AUSTIN–– The Railroad Commission offers the following safety tips for Texans enjoying the cozy warmth of a propane gas log set this winter. As the state’s chief energy agency, the Railroad Commission has been in charge of propane safety in Texas for more than 50 years.
“More and more Texans are fueling their fireplaces with clean-burning propane gas logs,” said Railroad Commission Chairman Elizabeth Ames Jones, “And it is easy to see why. Gas logs don’t smoke up the neighborhood, and they turn on at the flip of a switch. But they don’t turn off by themselves like a wood fire, so remember to switch off your gas log when you leave the room for an extended period and before you go to sleep.”
Even though gas log owners no longer have to split and stack firewood or haul ashes out of the fireplace, gas-fired logs do require some maintenance.
Commissioner David Porter said,“Have a trained technician install the units and schedule a regular maintenance checkup at the start of the heating season. The checkup should include cleaning the control compartments and burner and checking all the components for proper operation.”

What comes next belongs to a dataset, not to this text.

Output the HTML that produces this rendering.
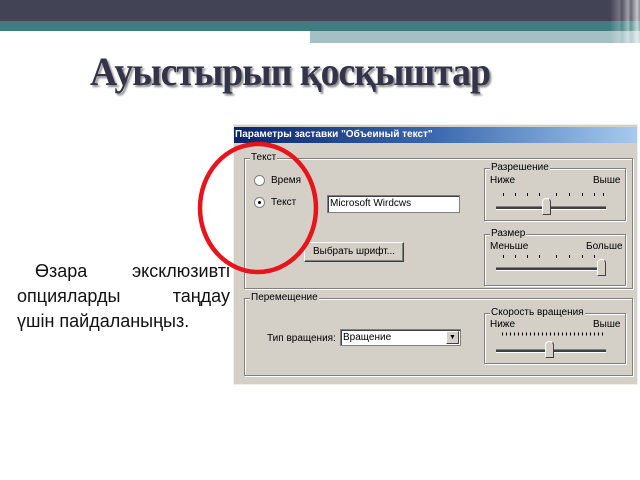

Gas logs may be vented or unvented. Unvented units do not have to be vented through a chimney or flue. According to the U.S. Department of Energy, unvented gas heaters are gaining in popularity because they are relatively inexpensive, easy to install and efficient.
Commissioner Barry T. Smitherman said, “Consumers should know whether their gas logs are vented or un-vented. If they are vented, make sure the fireplace where the logs are installed is designed for actual use, not just for decoration. Inspect it to see that it has adequate protective linings and that the chimney is clear and in good repair.”
Vent-free models are easier to install, but they can pose a health hazard because they draw their combustion air from inside the room. That can deplete the room’s oxygen level and may produce some carbon monoxide (CO). They also produce water vapor, which can cause problems when they operate often or for a long time, especially in a “tight” home that has limited infiltration of outside air. Newer models of vent-free appliances come with an oxygen depletion sensor that will automatically turn off the unit if the oxygen drops below a specified level.
For more information on how to stay warm safely with propane this winter, view the following website link at: http://altenergy.rrc.texas.gov or call the Railroad Commission’s Alternative Energy Division at (800) 64-CLEAR.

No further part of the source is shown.